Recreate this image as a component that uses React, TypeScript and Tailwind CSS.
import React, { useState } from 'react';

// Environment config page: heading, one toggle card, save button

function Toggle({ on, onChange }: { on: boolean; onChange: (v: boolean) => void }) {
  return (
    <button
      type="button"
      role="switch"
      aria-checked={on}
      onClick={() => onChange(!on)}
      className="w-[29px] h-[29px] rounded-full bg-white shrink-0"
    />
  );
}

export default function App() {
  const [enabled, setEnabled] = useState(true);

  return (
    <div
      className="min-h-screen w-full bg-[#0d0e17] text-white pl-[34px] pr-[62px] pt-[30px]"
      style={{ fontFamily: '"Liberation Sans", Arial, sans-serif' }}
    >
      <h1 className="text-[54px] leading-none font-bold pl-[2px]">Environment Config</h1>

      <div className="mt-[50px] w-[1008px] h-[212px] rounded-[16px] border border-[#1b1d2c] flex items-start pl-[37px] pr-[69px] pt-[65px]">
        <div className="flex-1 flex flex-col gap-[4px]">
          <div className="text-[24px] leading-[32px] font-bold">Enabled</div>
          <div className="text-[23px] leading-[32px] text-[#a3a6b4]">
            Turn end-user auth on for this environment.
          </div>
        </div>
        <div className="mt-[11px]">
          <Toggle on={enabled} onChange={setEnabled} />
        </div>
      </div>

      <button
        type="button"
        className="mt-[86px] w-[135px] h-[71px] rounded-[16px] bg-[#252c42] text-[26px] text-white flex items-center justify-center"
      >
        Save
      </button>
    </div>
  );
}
══════════
REQUIRED WORK: Print the listing above from its first line through the line with "const [enabled, setEnabled]", and stop there.

EXERCISE RESULT:
Recreate this image as a component that uses React, TypeScript and Tailwind CSS.
import React, { useState } from 'react';

// Environment config page: heading, one toggle card, save button

function Toggle({ on, onChange }: { on: boolean; onChange: (v: boolean) => void }) {
  return (
    <button
      type="button"
      role="switch"
      aria-checked={on}
      onClick={() => onChange(!on)}
      className="w-[29px] h-[29px] rounded-full bg-white shrink-0"
    />
  );
}

export default function App() {
  const [enabled, setEnabled] = useState(true);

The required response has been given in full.